Danny: David Howard and Mike Sweeney! Go away! Guys, you’re gonna wake up my Mom![ more ballplayers step out of the closet, including Ted Brogan and his dog ]
Ted Brogan: Hey, where are the girls?
Danny: Who’s that guy? Hey, he’s not even weating a uniform!
Ted Brogan: I’m Ted Brogan. I played a little minor league ball in the 80’s. I was supposed to play in Japan, but I failed a drug test. so.. This is my master, Hannibal. [ dog barks ]
Danny: Your dog scares me.
Mom: [ reenters room, turns off radio ] Honey.. what is going on in here? Who are these men?
Ted Brogan: I’m Ted Brogan. I got rollin’ papers, if you got weed!
Mom: What are you doing in my son’s room!
Mark Grudzielanek: [ puts his arm around Mom ] Hi, sweetheart. I’m Mark Grudzielanek.
Mom: I don’t care! Put that cigarette out, shut that dog up, and everybody get out!
Todd Hunley: Hey, look, lady, we’re just trying to help your kid!
Voice Outside Window: I’m naked! Whoo-hoo!
Greg Jeffries: [ looks out window ] It’s Griffey! He’s naked in the yard again![ police sirens can be heard ]
Todd Hunley: Come on! Lety’s go! It’s the cops![ ballplayers scatter out of the room ]
Ted Brogan: [ hands gun to Danny ] Can you hide this for me?
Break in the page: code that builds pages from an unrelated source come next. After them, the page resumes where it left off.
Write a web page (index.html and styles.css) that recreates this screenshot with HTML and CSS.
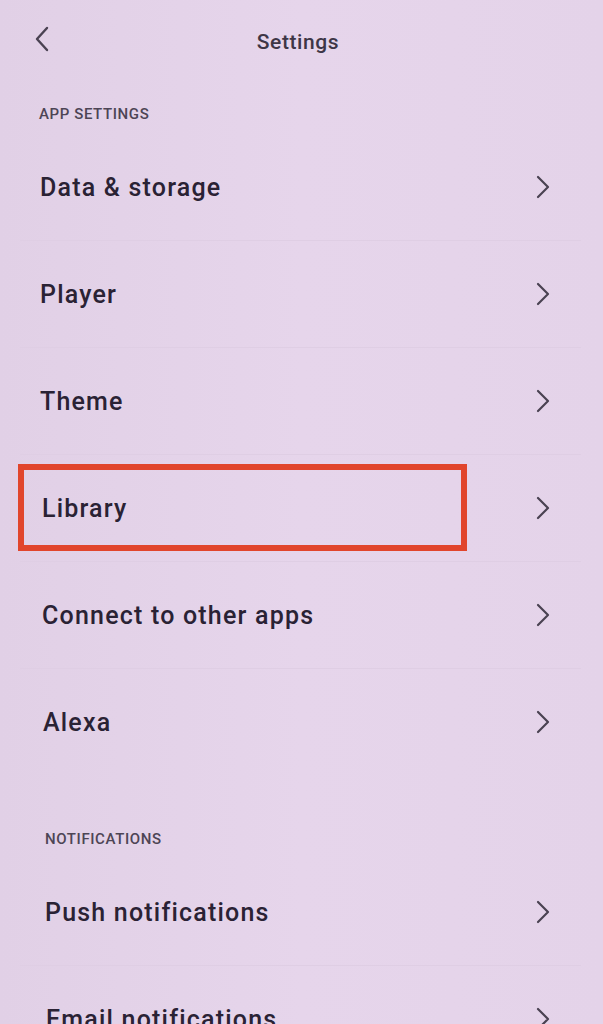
FILE: index.html
```html
<!DOCTYPE html>
<html>
<head>
<meta charset="utf-8">
<link rel="stylesheet" href="styles.css">
</head>
<body>
<div class="screen">
  <header class="topbar">
    <span class="back"><svg width="16" height="26" viewBox="0 0 16 26"><path d="M13 2 L3 13 L13 24" fill="none" stroke="#4a4252" stroke-width="2.4" stroke-linecap="round" stroke-linejoin="round"/></svg></span>
    <h1 class="title">Settings</h1>
  </header>

  <div class="section-label first">APP SETTINGS</div>
  <ul class="list">
    <li class="row"><span class="label">Data &amp; storage</span><span class="chev"><svg width="14" height="24" viewBox="0 0 14 24"><path d="M2 2 L12 12 L2 22" fill="none" stroke="#4a4252" stroke-width="2.2" stroke-linecap="round" stroke-linejoin="round"/></svg></span></li>
    <li class="row"><span class="label">Player</span><span class="chev"><svg width="14" height="24" viewBox="0 0 14 24"><path d="M2 2 L12 12 L2 22" fill="none" stroke="#4a4252" stroke-width="2.2" stroke-linecap="round" stroke-linejoin="round"/></svg></span></li>
    <li class="row"><span class="label">Theme</span><span class="chev"><svg width="14" height="24" viewBox="0 0 14 24"><path d="M2 2 L12 12 L2 22" fill="none" stroke="#4a4252" stroke-width="2.2" stroke-linecap="round" stroke-linejoin="round"/></svg></span></li>
    <li class="row shift1"><span class="label">Library</span><span class="highlight-box"></span><span class="chev"><svg width="14" height="24" viewBox="0 0 14 24"><path d="M2 2 L12 12 L2 22" fill="none" stroke="#4a4252" stroke-width="2.2" stroke-linecap="round" stroke-linejoin="round"/></svg></span></li>
    <li class="row shift1"><span class="label">Connect to other apps</span><span class="chev"><svg width="14" height="24" viewBox="0 0 14 24"><path d="M2 2 L12 12 L2 22" fill="none" stroke="#4a4252" stroke-width="2.2" stroke-linecap="round" stroke-linejoin="round"/></svg></span></li>
    <li class="row shift2 last"><span class="label">Alexa</span><span class="chev"><svg width="14" height="24" viewBox="0 0 14 24"><path d="M2 2 L12 12 L2 22" fill="none" stroke="#4a4252" stroke-width="2.2" stroke-linecap="round" stroke-linejoin="round"/></svg></span></li>
  </ul>

  <div class="section-label second">NOTIFICATIONS</div>
  <ul class="list">
    <li class="row shift3"><span class="label">Push notifications</span><span class="chev"><svg width="14" height="24" viewBox="0 0 14 24"><path d="M2 2 L12 12 L2 22" fill="none" stroke="#4a4252" stroke-width="2.2" stroke-linecap="round" stroke-linejoin="round"/></svg></span></li>
    <li class="row shift4"><span class="label">Email notifications</span><span class="chev"><svg width="14" height="24" viewBox="0 0 14 24"><path d="M2 2 L12 12 L2 22" fill="none" stroke="#4a4252" stroke-width="2.2" stroke-linecap="round" stroke-linejoin="round"/></svg></span></li>
  </ul>
</div>
</body>
</html>
```

FILE: styles.css
```css
html, body {
  margin: 0;
  padding: 0;
  background: #e4d3e9;
}
body {
  font-family: Roboto, "Liberation Sans", sans-serif;
  color: #2a2234;
  overflow: hidden;
  height: 1024px;
}
.screen {
  width: 603px;
  height: 1024px;
  overflow: hidden;
  background: linear-gradient(90deg, #e1d0e6 0%, #e6d5eb 50%, #e4d3e9 100%);
}
.topbar {
  position: relative;
  height: 84px;
  display: flex;
  align-items: center;
  justify-content: center;
}
.back {
  position: absolute;
  left: 34px;
  top: 26px;
  display: flex;
}
.title {
  margin: 0 0 0 -7px;
  font-size: 21px;
  font-weight: 500;
  color: #3e3646;
  letter-spacing: 0.6px;
}
.section-label {
  font-size: 15px;
  font-weight: 500;
  color: #4d4555;
  letter-spacing: 0.6px;
}
.section-label.first {
  padding: 21px 0 0 39px;
  height: 29px;
}
.section-label.second {
  padding: 55px 0 0 45px;
  height: 29px;
}
.list {
  list-style: none;
  margin: 0;
  padding: 0 22px 0 20px;
}
.row {
  position: relative;
  height: 106px;
  display: flex;
  align-items: center;
  justify-content: space-between;
  padding: 0 31px 0 20px;
  border-bottom: 1px solid #dfcee4;
}
.row.shift1 { padding-left: 22px; }
.row.shift2 { padding-left: 23px; }
.row.shift3 { padding-left: 25px; }
.row.shift4 { padding-left: 26px; }
.row.last {
  border-bottom: none;
}
.label {
  font-size: 25px;
  font-weight: 500;
  color: #2a2234;
  letter-spacing: 1.2px;
}
.chev {
  display: flex;
}
.highlight-box {
  position: absolute;
  left: -2px;
  top: 9px;
  width: 437px;
  height: 75px;
  border: 6px solid #e1452c;
}
```
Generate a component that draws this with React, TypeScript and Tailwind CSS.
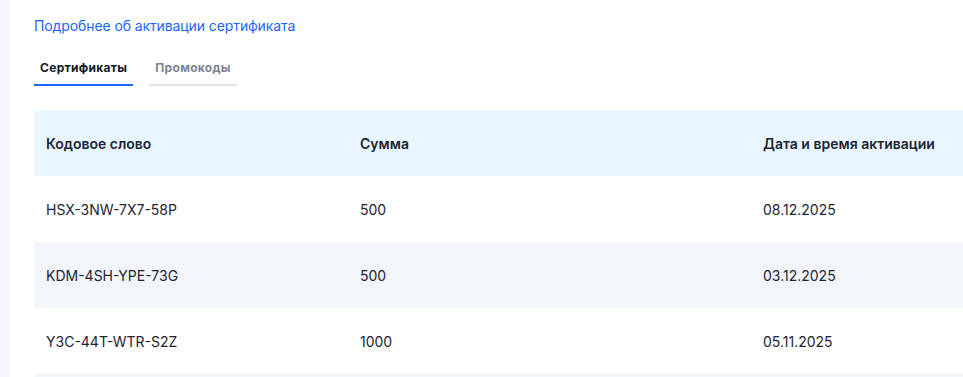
const rows = [
  { code: 'HSX-3NW-7X7-58P', sum: '500', date: '08.12.2025' },
  { code: 'KDM-4SH-YPE-73G', sum: '500', date: '03.12.2025' },
  { code: 'Y3C-44T-WTR-S2Z', sum: '1000', date: '05.11.2025' },
  { code: '', sum: '', date: '' },
]

export default function App() {
  return (
    <div
      className="flex h-[377px] w-[963px] overflow-hidden bg-[#f4f6f9]"
      style={{ fontFamily: 'Inter, "Noto Sans", sans-serif' }}
    >
      <div className="ml-[10px] w-[1200px] shrink-0 bg-white pl-6 pt-[13px]">
        {/* Link */}
        <a className="text-[14px] leading-5 tracking-[-0.1px] text-[#1a66ff]">Подробнее об активации сертификата</a>

        {/* Tabs */}
        <div className="mt-[23px] flex gap-4">
          <div className="border-b-2 border-[#1a66ff] px-[6px] pb-[8px] text-[12px] font-bold leading-4 tracking-[0.3px] text-[#111827]">
            Сертификаты
          </div>
          <div className="border-b-2 border-[#dfe3ec] px-[6px] pb-[8px] text-[12px] font-bold leading-4 tracking-[0.3px] text-[#7d8492]">
            Промокоды
          </div>
        </div>

        {/* Table */}
        <div className="mt-6 text-[14px] text-[#1c2433]">
          <div className="grid h-[66px] grid-cols-[314px_403px_1fr] items-center bg-[#eaf6ff] font-semibold">
            <div className="pl-3">Кодовое слово</div>
            <div className="pl-3">Сумма</div>
            <div className="pl-3">Дата и время активации</div>
          </div>
          {rows.map((r, i) => (
            <div
              key={i}
              className={`grid h-[66px] grid-cols-[314px_403px_1fr] items-center ${i % 2 === 1 ? 'bg-[#f2f5f9]' : 'bg-white'}`}
            >
              <div className="pl-3">{r.code}</div>
              <div className="pl-3">{r.sum}</div>
              <div className="pl-3">{r.date}</div>
            </div>
          ))}
        </div>
      </div>
    </div>
  )
}
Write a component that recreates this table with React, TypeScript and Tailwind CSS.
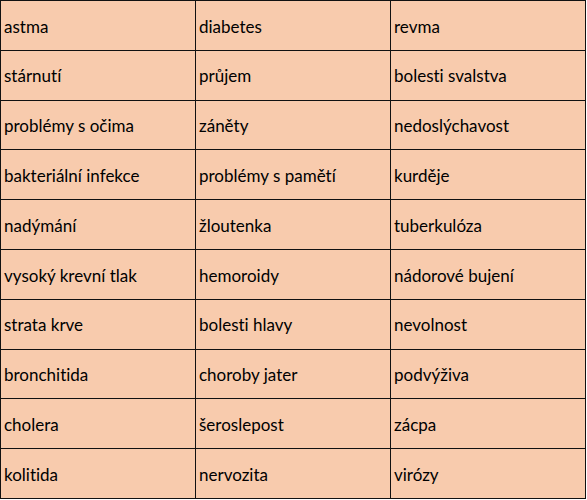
const rows: string[][] = [
  ["astma", "diabetes", "revma"],
  ["stárnutí", "průjem", "bolesti svalstva"],
  ["problémy s očima", "záněty", "nedoslýchavost"],
  ["bakteriální infekce", "problémy s pamětí", "kurděje"],
  ["nadýmání", "žloutenka", "tuberkulóza"],
  ["vysoký krevní tlak", "hemoroidy", "nádorové bujení"],
  ["strata krve", "bolesti hlavy", "nevolnost"],
  ["bronchitida", "choroby jater", "podvýživa"],
  ["cholera", "šeroslepost", "zácpa"],
  ["kolitida", "nervozita", "virózy"],
];

export default function App() {
  return (
    <div className="w-[587px] h-[500px] bg-white">
      <div
        className="grid grid-cols-[195px_195px_195px] w-[586px] border-t border-l border-[#111] bg-[#f8cbad] text-[17px] text-black [font-variant-ligatures:none]"
        style={{ fontFamily: "Lato, 'Open Sans', sans-serif" }}
      >
        {rows.map((row, i) =>
          row.map((cell, j) => (
            <div
              key={i + "-" + j}
              className="h-[49.8px] flex items-center pl-[3px] pt-[2px] border-r border-b border-[#111] whitespace-nowrap"
            >
              {cell}
            </div>
          ))
        )}
      </div>
    </div>
  );
}
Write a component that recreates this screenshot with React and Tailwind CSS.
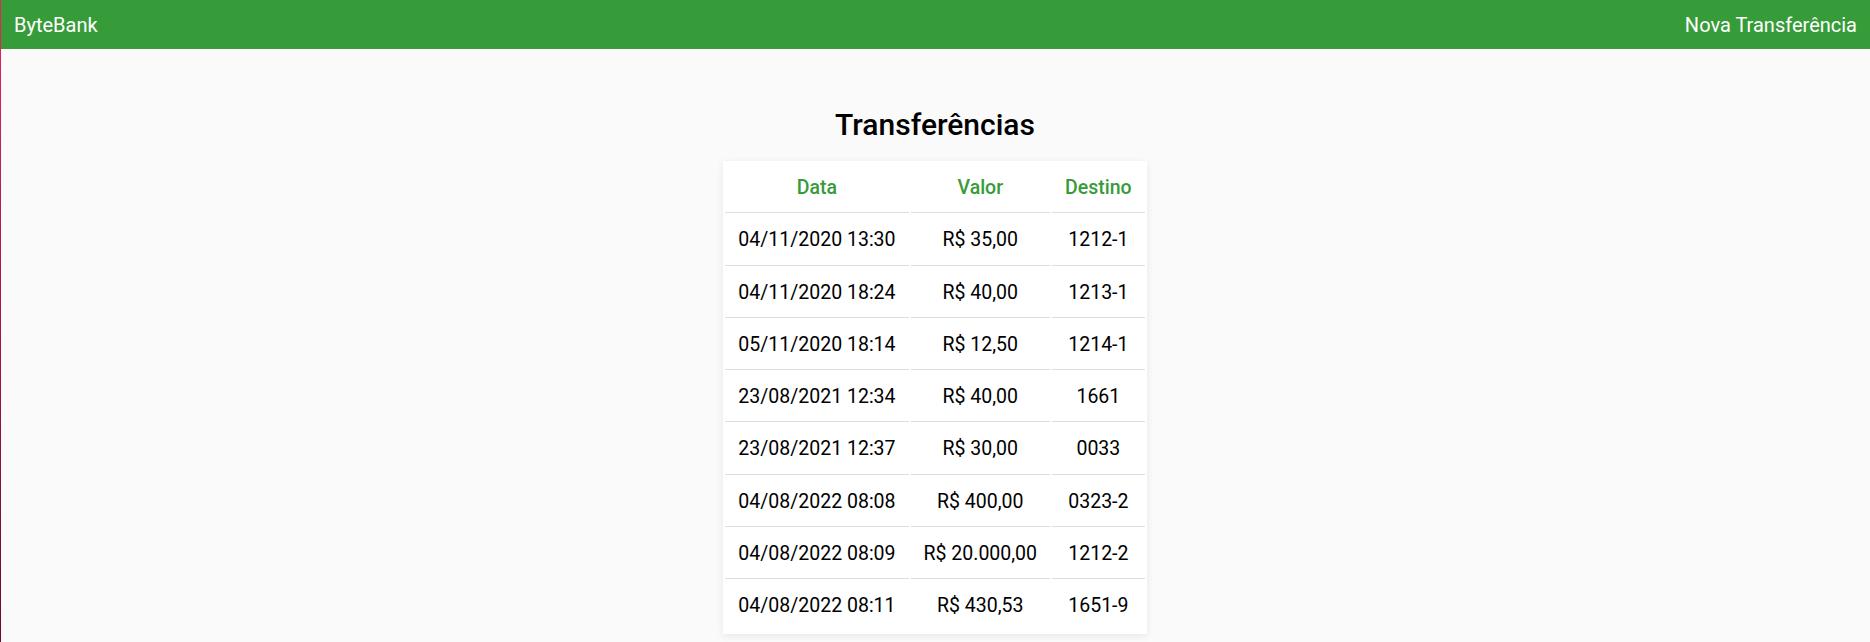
import React from "react";

const rows = [
  ["04/11/2020 13:30", "R$ 35,00", "1212-1"],
  ["04/11/2020 18:24", "R$ 40,00", "1213-1"],
  ["05/11/2020 18:14", "R$ 12,50", "1214-1"],
  ["23/08/2021 12:34", "R$ 40,00", "1661"],
  ["23/08/2021 12:37", "R$ 30,00", "0033"],
  ["04/08/2022 08:08", "R$ 400,00", "0323-2"],
  ["04/08/2022 08:09", "R$ 20.000,00", "1212-2"],
  ["04/08/2022 08:11", "R$ 430,53", "1651-9"],
];

export default function App() {
  return (
    <div
      className="relative min-h-[642px] bg-[#fafafa] text-black"
      style={{ fontFamily: "Roboto, 'Liberation Sans', sans-serif" }}
    >
      <div className="absolute left-0 top-0 bottom-0 w-px bg-gradient-to-b from-[#e8245c] to-[#6e0a26]" />
      <header className="flex h-[49px] items-center justify-between bg-[#369c3a] pl-[14px] pr-[13px] text-[20px] text-white">
        <span>ByteBank</span>
        <span>Nova Transferência</span>
      </header>
      <main className="flex flex-col items-center">
        <h1 className="mt-[57px] text-[30px] font-medium leading-[37.5px]">Transferências</h1>
        <table className="mt-[17.5px] border-separate border-spacing-[2px] bg-white text-[19.5px] shadow-[0_2px_8px_rgba(0,0,0,0.08)]">
          <thead>
            <tr>
              {["Data", "Valor", "Destino"].map((h) => (
                <th
                  key={h}
                  className="border-b border-[#dedede] px-[13px] py-[13px] text-center font-medium leading-[23.3px] text-[#379b3a]"
                >
                  {h}
                </th>
              ))}
            </tr>
          </thead>
          <tbody>
            {rows.map((r, i) => (
              <tr key={i}>
                {r.map((c, j) => (
                  <td
                    key={j}
                    className={
                      "px-[13px] py-[13px] text-center leading-[23.3px] " +
                      (i < rows.length - 1 ? "border-b border-[#dedede]" : "border-b border-transparent")
                    }
                  >
                    {c}
                  </td>
                ))}
              </tr>
            ))}
          </tbody>
        </table>
      </main>
    </div>
  );
}
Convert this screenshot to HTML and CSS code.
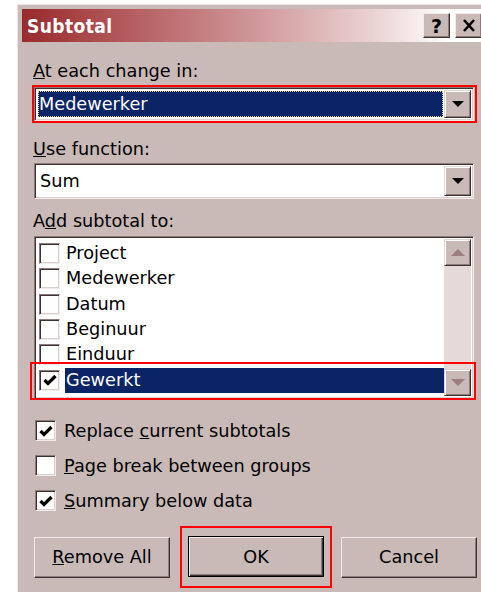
FILE: index.html
```html
<!DOCTYPE html>
<html>
<head>
<meta charset="utf-8">
<link rel="stylesheet" href="styles.css">
</head>
<body>
<div class="window">
  <div class="titlebar">
    <span class="title">Subtotal</span>
    <div class="tbtns">
      <span class="tbtn">?</span>
      <span class="tbtn">
        <svg width="14" height="13" viewBox="0 0 14 13"><path d="M2 1 L12 12 M12 1 L2 12" stroke="#000" stroke-width="2.6"/></svg>
      </span>
    </div>
  </div>
  <div class="content">
    <div class="lbl lbl-first"><u>A</u>t each change in:</div>
    <div class="mark mark-combo">
      <div class="combo">
        <div class="field"><span class="focus">Medewerker</span></div>
        <div class="dd"><svg width="12" height="7" viewBox="0 0 12 7"><path d="M0 0 H12 L6 6 Z" fill="#000"/></svg></div>
      </div>
    </div>
    <div class="lbl lbl-second"><u>U</u>se function:</div>
    <div class="combo combo-plain">
      <div class="field"><span class="val">Sum</span></div>
      <div class="dd"><svg width="12" height="7" viewBox="0 0 12 7"><path d="M0 0 H12 L6 6 Z" fill="#000"/></svg></div>
    </div>
    <div class="lbl lbl-third">A<u>d</u>d subtotal to:</div>
    <div class="listwrap">
      <div class="list">
        <div class="rows">
          <div class="row"><span class="cb"></span><span class="txt">Project</span></div>
          <div class="row"><span class="cb"></span><span class="txt">Medewerker</span></div>
          <div class="row"><span class="cb"></span><span class="txt">Datum</span></div>
          <div class="row"><span class="cb"></span><span class="txt">Beginuur</span></div>
          <div class="row"><span class="cb"></span><span class="txt">Einduur</span></div>
          <div class="row row-sel"><span class="cb"><svg width="14" height="12" viewBox="0 0 14 12"><path d="M1.5 6 L5 9.5 L12.5 2" stroke="#000" stroke-width="3.2" fill="none"/></svg></span><span class="txt">Gewerkt</span></div>
        </div>
        <div class="sbar">
          <div class="sbtn"><svg width="14" height="8" viewBox="0 0 14 8"><path d="M7 0 L14 7 H0 Z" fill="#9b7e7e"/></svg></div>
          <div class="strack"></div>
          <div class="sbtn"><svg width="14" height="8" viewBox="0 0 14 8"><path d="M0 0 H14 L7 7 Z" fill="#9b7e7e"/></svg></div>
        </div>
      </div>
      <div class="mark mark-row"></div>
    </div>
    <div class="opts">
      <div class="opt"><span class="cb"><svg width="14" height="12" viewBox="0 0 14 12"><path d="M1.5 6 L5 9.5 L12.5 2" stroke="#000" stroke-width="3.2" fill="none"/></svg></span><span>Replace <u>c</u>urrent subtotals</span></div>
      <div class="opt"><span class="cb"></span><span><u>P</u>age break between groups</span></div>
      <div class="opt"><span class="cb"><svg width="14" height="12" viewBox="0 0 14 12"><path d="M1.5 6 L5 9.5 L12.5 2" stroke="#000" stroke-width="3.2" fill="none"/></svg></span><span><u>S</u>ummary below data</span></div>
    </div>
    <div class="buttons">
      <div class="btn"><span><u>R</u>emove All</span></div>
      <div class="okwrap"><div class="btn btn-default"><span>OK</span></div></div>
      <div class="btn"><span>Cancel</span></div>
    </div>
  </div>
</div>
</body>
</html>
```
FILE: styles.css
```css
* { box-sizing: border-box; }

html, body {
  margin: 0;
  background: #ffffff;
  overflow: hidden;
}

body {
  font-family: "DejaVu Sans", sans-serif;
  font-size: 17.7px;
  color: #000;
}

.window {
  margin: 4px 0 0 17px;
  width: 470px;
  height: 600px;
  background: #c9b9b7;
  border-top: 1px solid #eee5e4;
  border-left: 1px solid #eee5e4;
  padding: 4px 0 0 4px;
}

/* caption bar */
.titlebar {
  height: 33px;
  display: flex;
  align-items: center;
  justify-content: space-between;
  background: linear-gradient(90deg, #982a2c 0%, #b35a5c 22%, #cf9799 50%, #ead1d1 75%, #ffffff 92%);
  padding-left: 5px;
}

.title {
  color: #fff;
  font-weight: bold;
  font-size: 19px;
  font-family: "DejaVu Sans Condensed", "DejaVu Sans", sans-serif;
  letter-spacing: 0.4px;
}

.tbtns {
  display: flex;
  gap: 5px;
  margin-right: 5px;
}

.tbtn {
  width: 27px;
  height: 25px;
  display: flex;
  align-items: center;
  justify-content: center;
  background: #c9b9b7;
  font-weight: bold;
  font-size: 19px;
  border-top: 1px solid #f2eaea;
  border-left: 1px solid #f2eaea;
  border-right: 1px solid #3c3232;
  border-bottom: 1px solid #3c3232;
  box-shadow: inset -1px -1px 0 #8c7b7a;
}

.content {
  padding-left: 12px;
}

.lbl {
  height: 20px;
  line-height: 20px;
  margin-left: -1px;
}

.lbl-first { margin-top: 19px; }
.lbl-second { margin-top: 16px; }
.lbl-third { margin-top: 12px; }

/* red annotation frames */
.mark {
  border: 2px solid #ff0000;
}

.mark-combo {
  width: 445px;
  margin: 4px 0 0 -2px;
}

/* combo boxes */
.combo {
  width: 440px;
  height: 34px;
  display: flex;
  background: #fff;
  border-top: 1px solid #8c7b7a;
  border-left: 1px solid #8c7b7a;
  border-right: 1px solid #f2eaea;
  border-bottom: 1px solid #f2eaea;
  box-shadow: inset 1px 1px 0 #3c3232, inset -1px -1px 0 #dcd0cf;
  padding: 2px;
}

.combo-plain {
  height: 36px;
  margin-top: 4px;
}

.field {
  flex: 1;
  display: flex;
  align-items: stretch;
  padding: 1px;
}

.focus {
  flex: 1;
  background: #0a2466;
  color: #fff;
  outline: 1px dotted #e8d48a;
  outline-offset: -1px;
  padding-left: 1px;
  line-height: 26px;
}

.val {
  padding-left: 2px;
  line-height: 28px;
}

.dd {
  width: 27px;
  display: flex;
  align-items: center;
  justify-content: center;
  background: #c9b9b7;
  border-top: 1px solid #e2d6d5;
  border-left: 1px solid #e2d6d5;
  border-right: 1px solid #3c3232;
  border-bottom: 1px solid #3c3232;
  box-shadow: inset 1px 1px 0 #ffffff, inset -1px -1px 0 #8c7b7a;
}

/* list of columns */
.listwrap {
  position: relative;
  margin-top: 5px;
  width: 440px;
}

.list {
  height: 163px;
  display: flex;
  background: #fff;
  border-top: 1px solid #8c7b7a;
  border-left: 1px solid #8c7b7a;
  border-right: 1px solid #f2eaea;
  border-bottom: 1px solid #f2eaea;
  box-shadow: inset 1px 1px 0 #3c3232, inset -1px -1px 0 #dcd0cf;
  padding: 2px;
  overflow: hidden;
}

.rows {
  flex: 1;
  padding-top: 2px;
}

.row {
  height: 25.3px;
  display: flex;
  align-items: center;
  gap: 5px;
  padding-left: 2px;
}

.row .txt {
  line-height: 25px;
  padding-left: 1px;
}

.row-sel .txt {
  flex: 1;
  background: #0a2466;
  color: #fff;
  height: 25px;
}

.cb {
  width: 21px;
  height: 21px;
  flex: none;
  display: flex;
  align-items: center;
  justify-content: center;
  background: #fff;
  border-top: 1px solid #8c7b7a;
  border-left: 1px solid #8c7b7a;
  border-right: 1px solid #f2eaea;
  border-bottom: 1px solid #f2eaea;
  box-shadow: inset 1px 1px 0 #3c3232, inset -1px -1px 0 #dcd0cf;
}

.sbar {
  width: 27px;
  display: flex;
  flex-direction: column;
  background: #e6dad9;
}

.strack { flex: 1; }

.sbtn {
  height: 27px;
  display: flex;
  align-items: center;
  justify-content: center;
  background: #c9b9b7;
  border-top: 1px solid #e2d6d5;
  border-left: 1px solid #e2d6d5;
  border-right: 1px solid #3c3232;
  border-bottom: 1px solid #3c3232;
  box-shadow: inset 1px 1px 0 #ffffff, inset -1px -1px 0 #8c7b7a;
}

.mark-row {
  position: absolute;
  left: -4px;
  right: -2px;
  top: 126px;
  height: 38px;
}

/* option checkboxes */
.opts {
  margin-top: 21px;
  display: flex;
  flex-direction: column;
  gap: 14px;
}

.opt {
  display: flex;
  align-items: center;
  gap: 8px;
  height: 21px;
  margin-left: 1px;
}

/* push buttons */
.buttons {
  margin-top: 15px;
  display: flex;
  align-items: center;
  width: 441px;
}

.btn {
  width: 136px;
  height: 41px;
  flex: none;
  display: flex;
  align-items: center;
  justify-content: center;
  background: #c9b9b7;
  border-top: 1px solid #f2eaea;
  border-left: 1px solid #f2eaea;
  border-right: 1px solid #3c3232;
  border-bottom: 1px solid #3c3232;
  box-shadow: inset -1px -1px 0 #8c7b7a;
}

.okwrap {
  flex: none;
  width: 152px;
  height: 62px;
  border: 2px solid #ff0000;
  padding: 8px 6px 9px 6px;
  margin: 0 9px 0 10px;
}

.btn-default {
  border: 1px solid #000;
  box-shadow: inset 1px 1px 0 #f2eaea, inset -1px -1px 0 #3c3232, inset -2px -2px 0 #8c7b7a;
}
```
Thanks. [ runs out of room ] [ Danny cries, as Mom comes to his side ]
Mom: It’s okay, honey.. they’re all gone now.
Danny: That was horrible!
Mom: Do you still wanna be a baseball player?
Danny: [ throws baseball glove to the floor ] No! I don’t wanna be a baseball player! [ pause ] I wanna be a basketball player!